Dec 13, 2004  •  Post A Comment

The Golf Channel is getting set to tee off its 10th anniversary next month, which will be marked by a revamped schedule, new graphics and birthday greetings from famous golfers of all handicaps-from Tiger Woods to President Bush.

Golf Channel President David Manougian said distribution of the Comcast-owned network has grown by 50 percent to 66 million subscribers over the past three years and that its ad revenue has doubled over that time period.

Early this year the network moved its instructional programming to its

Monday prime-time block and christened it Your Game Night. Mr. Manougian said the move pushed ratings up about 20 percent.

Next year the network plans to create theme nights on Tuesdays and Wednesdays. (The Golf Channel telecasts tournament play Thursday through Sunday.)

On Jan. 17-the actual anniversary date-the network will launch “Top Shelf Wednesday,” which will feature highlights from the channel and the world of golf in general. Sample titles include “Top 10 `Golf Talk’ Moments,” “Top 10 U.S. Open Moments,” and “Top 10 News Stories.”

In February Golf Channel will debut “Original Tuesday,” which will showcase its original programming.

The first piece of original programming to be featured will be the third season of “The Big Break,” in which golfers compete to qualify for pro tour events. This season, for the first time, the series features women golfers.

“The Big Break III: Ladies Only” is being sponsored by Anheuser-Busch, which has not been a major Golf Channel advertiser until now. In addition to spots, the giant brewer will get product placement: Anheuser-Busch title-sponsors the event the players will be competing to play in. Kingsmill, the golf course where “The Big Break” is being shot, is owned by Anheuser-Busch.

Mr. Manougian estimated the value of the sponsorship at more than $1 million, including promotion the show will get from Anheuser-Busch. Displays in 7-Eleven stores will drive consumers to the show and to a watch-and-win sweepstakes.

Mr. Manougian said the network plans to expand “The Big Break” franchise by creating editions that match up celebrities who would play for prizes. He sees one series featuring actors who play golf. Another could pit baseball players from one team against rivals from another team. Golf-playing politicians or CEOs might compete in other installments.

Mr. Manougian said the channel is also looking at other genres that might appeal to its golf-loving audience, from other forms of reality to game shows to movies featuring golf. The channel already has a makeover show in which amateur players get advice on their swing, clothes and attitudes.

This season the network will be the new home of the Champions Tour, which features pros age 50 and older.

The Golf Channel seems to be one of the few networks not overly concerned with reaching a younger demo. Its viewers tend to be well off, which has been attracting auto, financial services and luxury goods advertisers.
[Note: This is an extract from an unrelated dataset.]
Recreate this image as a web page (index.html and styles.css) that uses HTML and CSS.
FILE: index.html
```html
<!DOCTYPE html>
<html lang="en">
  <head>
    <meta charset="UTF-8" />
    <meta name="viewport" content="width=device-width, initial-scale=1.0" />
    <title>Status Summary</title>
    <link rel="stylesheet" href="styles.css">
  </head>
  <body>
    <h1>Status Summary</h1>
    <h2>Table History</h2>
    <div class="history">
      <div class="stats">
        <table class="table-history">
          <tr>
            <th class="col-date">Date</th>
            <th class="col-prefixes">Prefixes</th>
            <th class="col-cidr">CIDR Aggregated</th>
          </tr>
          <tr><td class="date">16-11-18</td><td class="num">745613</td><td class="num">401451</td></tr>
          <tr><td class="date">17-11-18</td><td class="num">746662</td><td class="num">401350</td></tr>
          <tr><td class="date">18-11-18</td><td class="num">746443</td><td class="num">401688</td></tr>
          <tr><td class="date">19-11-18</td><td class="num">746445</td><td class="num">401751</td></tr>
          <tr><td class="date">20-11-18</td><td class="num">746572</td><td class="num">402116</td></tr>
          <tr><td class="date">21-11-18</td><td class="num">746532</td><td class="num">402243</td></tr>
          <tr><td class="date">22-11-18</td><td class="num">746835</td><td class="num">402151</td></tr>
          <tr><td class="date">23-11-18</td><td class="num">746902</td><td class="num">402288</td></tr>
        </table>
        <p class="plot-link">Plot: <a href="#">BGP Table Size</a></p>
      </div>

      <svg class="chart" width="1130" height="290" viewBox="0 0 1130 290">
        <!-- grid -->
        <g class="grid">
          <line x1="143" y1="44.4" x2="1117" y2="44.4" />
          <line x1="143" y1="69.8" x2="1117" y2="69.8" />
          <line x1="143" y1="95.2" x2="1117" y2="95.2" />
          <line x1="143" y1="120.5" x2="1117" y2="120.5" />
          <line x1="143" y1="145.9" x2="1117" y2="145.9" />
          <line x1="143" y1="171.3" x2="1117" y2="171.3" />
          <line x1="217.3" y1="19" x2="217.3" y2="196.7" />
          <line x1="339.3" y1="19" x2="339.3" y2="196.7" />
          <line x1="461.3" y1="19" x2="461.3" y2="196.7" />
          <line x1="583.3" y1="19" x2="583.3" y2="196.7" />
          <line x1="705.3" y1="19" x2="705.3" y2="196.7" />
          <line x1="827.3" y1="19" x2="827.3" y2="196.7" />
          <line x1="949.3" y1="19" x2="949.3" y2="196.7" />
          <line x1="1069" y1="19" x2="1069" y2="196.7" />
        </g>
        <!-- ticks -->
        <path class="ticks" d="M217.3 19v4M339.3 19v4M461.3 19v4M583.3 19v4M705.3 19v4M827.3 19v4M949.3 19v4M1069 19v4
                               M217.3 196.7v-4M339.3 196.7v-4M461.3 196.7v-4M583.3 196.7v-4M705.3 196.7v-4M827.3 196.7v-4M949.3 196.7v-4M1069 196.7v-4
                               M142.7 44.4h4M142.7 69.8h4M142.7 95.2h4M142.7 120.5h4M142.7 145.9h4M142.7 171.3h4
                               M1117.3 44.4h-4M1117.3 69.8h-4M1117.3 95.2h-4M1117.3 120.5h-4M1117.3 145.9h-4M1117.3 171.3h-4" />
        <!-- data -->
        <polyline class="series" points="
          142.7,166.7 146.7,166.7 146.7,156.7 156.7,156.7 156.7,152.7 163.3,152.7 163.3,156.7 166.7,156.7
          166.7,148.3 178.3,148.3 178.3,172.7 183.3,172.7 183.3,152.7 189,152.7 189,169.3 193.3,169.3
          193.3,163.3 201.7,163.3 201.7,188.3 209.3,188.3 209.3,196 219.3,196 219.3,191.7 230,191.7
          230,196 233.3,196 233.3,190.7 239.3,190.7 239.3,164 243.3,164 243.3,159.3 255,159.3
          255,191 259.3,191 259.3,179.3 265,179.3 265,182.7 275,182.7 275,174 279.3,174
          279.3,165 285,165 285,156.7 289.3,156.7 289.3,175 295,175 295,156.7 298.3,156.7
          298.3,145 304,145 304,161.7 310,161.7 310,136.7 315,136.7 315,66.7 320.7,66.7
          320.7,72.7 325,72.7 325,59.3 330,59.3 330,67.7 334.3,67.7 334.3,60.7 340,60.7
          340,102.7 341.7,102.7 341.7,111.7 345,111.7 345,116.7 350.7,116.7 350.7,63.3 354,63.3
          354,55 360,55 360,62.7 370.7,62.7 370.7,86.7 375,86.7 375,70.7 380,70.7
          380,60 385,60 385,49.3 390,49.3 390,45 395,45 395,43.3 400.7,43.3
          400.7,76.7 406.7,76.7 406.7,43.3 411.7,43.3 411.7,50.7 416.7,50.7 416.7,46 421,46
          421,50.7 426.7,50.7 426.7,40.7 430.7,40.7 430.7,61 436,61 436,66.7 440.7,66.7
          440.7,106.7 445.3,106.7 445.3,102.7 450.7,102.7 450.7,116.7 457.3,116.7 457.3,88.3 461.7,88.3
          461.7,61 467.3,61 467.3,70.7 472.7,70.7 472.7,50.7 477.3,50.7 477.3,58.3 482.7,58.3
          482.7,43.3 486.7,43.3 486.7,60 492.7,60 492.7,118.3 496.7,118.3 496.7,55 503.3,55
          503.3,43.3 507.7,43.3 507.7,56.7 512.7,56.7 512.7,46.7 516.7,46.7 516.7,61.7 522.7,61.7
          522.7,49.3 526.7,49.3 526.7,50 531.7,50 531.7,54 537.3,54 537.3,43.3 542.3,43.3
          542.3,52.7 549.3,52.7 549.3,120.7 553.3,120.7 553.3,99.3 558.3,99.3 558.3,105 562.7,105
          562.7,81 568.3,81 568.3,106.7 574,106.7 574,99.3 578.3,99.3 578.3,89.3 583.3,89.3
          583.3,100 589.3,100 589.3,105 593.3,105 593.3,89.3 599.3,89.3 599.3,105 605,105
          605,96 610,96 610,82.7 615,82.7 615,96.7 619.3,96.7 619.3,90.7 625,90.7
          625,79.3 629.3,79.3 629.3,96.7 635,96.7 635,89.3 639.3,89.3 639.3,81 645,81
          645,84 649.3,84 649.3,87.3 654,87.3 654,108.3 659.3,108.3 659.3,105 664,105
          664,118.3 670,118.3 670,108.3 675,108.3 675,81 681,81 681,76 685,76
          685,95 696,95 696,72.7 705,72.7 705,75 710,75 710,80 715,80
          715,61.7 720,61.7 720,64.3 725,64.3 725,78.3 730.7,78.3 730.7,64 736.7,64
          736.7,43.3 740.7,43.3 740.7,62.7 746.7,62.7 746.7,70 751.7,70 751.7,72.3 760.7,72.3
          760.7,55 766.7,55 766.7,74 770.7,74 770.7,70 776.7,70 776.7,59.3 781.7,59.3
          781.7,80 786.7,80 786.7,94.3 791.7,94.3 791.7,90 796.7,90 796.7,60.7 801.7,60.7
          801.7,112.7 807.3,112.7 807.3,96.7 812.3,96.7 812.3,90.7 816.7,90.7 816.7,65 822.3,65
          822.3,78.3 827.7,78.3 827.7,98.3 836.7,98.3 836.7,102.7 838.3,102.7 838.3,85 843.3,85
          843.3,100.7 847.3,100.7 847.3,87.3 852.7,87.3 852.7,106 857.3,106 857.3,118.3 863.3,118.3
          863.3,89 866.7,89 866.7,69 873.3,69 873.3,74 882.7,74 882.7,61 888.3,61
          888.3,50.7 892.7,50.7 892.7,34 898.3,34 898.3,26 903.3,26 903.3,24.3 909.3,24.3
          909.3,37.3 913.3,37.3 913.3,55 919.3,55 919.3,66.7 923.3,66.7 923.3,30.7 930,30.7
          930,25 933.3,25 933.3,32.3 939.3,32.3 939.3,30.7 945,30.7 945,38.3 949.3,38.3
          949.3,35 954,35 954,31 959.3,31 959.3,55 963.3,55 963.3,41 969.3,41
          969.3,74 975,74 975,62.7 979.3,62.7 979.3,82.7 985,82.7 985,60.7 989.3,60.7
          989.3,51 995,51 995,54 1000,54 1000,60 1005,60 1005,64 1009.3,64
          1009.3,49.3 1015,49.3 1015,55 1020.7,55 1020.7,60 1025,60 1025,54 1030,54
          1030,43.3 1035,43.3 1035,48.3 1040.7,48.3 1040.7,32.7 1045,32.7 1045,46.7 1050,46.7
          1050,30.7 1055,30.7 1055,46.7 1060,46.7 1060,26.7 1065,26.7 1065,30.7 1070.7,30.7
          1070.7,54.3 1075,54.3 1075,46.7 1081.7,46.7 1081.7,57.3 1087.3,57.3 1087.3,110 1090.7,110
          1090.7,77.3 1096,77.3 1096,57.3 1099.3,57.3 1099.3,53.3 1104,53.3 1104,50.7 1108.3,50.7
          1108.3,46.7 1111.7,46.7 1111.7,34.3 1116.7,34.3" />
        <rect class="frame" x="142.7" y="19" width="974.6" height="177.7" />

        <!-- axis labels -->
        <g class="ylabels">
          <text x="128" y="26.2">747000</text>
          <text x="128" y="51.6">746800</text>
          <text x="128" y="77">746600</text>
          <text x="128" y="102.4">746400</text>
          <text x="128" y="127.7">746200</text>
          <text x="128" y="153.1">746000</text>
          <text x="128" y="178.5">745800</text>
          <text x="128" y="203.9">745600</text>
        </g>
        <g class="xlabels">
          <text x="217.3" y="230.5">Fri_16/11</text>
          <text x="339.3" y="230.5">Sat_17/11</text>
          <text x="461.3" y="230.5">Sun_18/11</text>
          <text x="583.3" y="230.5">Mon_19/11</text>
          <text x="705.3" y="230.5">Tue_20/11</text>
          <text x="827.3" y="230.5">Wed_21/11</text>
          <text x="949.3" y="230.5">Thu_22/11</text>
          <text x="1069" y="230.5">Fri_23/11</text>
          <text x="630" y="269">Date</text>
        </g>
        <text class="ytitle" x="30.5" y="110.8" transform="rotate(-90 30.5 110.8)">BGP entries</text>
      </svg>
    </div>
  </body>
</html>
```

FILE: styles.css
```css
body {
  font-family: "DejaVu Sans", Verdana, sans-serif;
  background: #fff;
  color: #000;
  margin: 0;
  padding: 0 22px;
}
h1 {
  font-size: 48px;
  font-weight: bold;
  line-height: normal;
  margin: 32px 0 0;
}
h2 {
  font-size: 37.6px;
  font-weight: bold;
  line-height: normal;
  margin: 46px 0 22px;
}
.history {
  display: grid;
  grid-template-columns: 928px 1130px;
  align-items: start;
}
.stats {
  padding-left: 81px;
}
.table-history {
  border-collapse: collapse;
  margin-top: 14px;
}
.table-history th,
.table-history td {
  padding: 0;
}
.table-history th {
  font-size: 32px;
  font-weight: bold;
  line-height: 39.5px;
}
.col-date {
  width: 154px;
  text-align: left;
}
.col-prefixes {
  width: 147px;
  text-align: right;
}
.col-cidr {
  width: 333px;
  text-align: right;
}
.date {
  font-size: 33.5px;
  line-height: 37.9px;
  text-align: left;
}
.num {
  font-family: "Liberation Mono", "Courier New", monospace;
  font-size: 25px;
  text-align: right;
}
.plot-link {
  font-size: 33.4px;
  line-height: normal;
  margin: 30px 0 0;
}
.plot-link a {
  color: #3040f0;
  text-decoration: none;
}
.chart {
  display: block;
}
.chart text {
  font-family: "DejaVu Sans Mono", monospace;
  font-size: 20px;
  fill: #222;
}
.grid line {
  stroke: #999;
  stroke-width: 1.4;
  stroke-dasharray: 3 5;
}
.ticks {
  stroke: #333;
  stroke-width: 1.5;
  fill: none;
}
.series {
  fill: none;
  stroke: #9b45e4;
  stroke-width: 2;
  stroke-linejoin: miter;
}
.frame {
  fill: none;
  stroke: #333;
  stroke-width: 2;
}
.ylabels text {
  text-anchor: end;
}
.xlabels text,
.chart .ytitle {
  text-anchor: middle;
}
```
“I don’t go after an age or a demo. I go after people who play golf and enjoy the game. The age issue takes care of itself,” Mr. Manougian said.
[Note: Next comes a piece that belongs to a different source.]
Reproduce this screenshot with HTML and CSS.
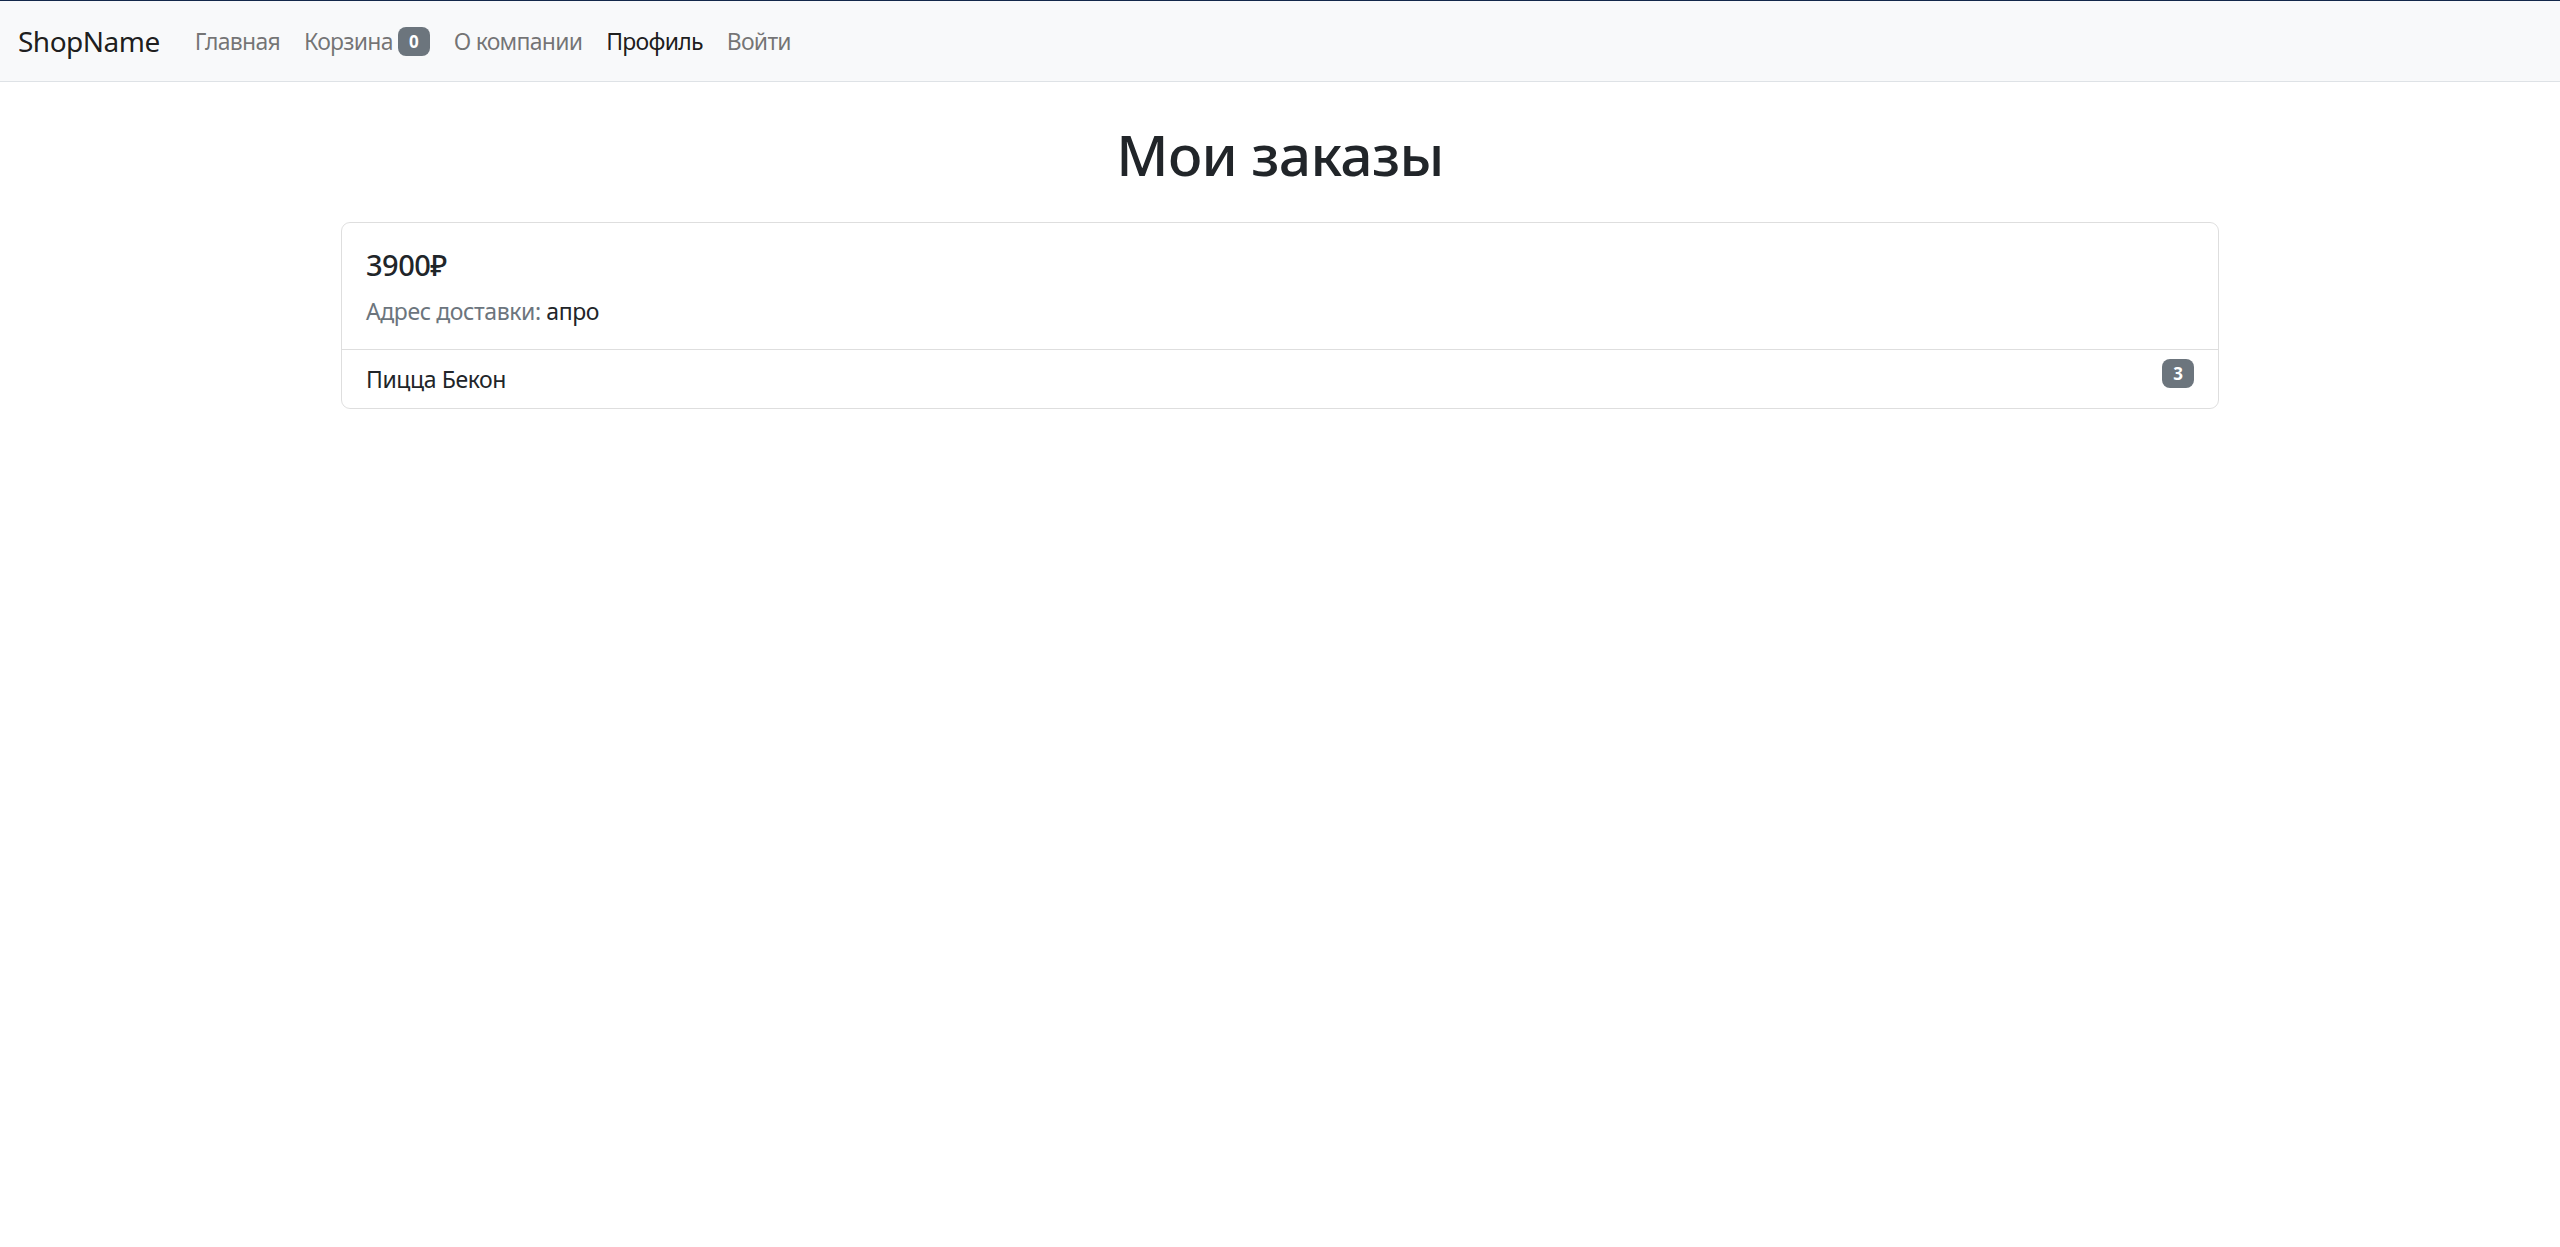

The network will also adopt a new anniversary color scheme, adding silver and black accents to its blue-and-white palette.

The channel has been taping happy-anniversary messages from well-known golf enthusiasts from all walks of life. Among those already on tape are Mr. Woods, Steven Van Zandt of “The Sopranos” and Bruce Springsteen’s E Street Band, Ray Romano of “Everybody Loves Raymond,” Noah Wyle of “ER,” Donald Trump of “The Apprentice,” Darius Rucker of Hootie & the Blowfish and Kevin Costner, who starred in the golf film “Tin Cup.”

Mr. Manougian said the network also plans to improve the production of golf events. “We’ll do things that help the viewer feel the impact” of attending a match, he said.

To that end, the channel plans to move microphones closer to the action. It also plans to mike players, including Peter Jacobson, to give viewers a sense of “what it’s like to walk in the shoes of a tournament player.”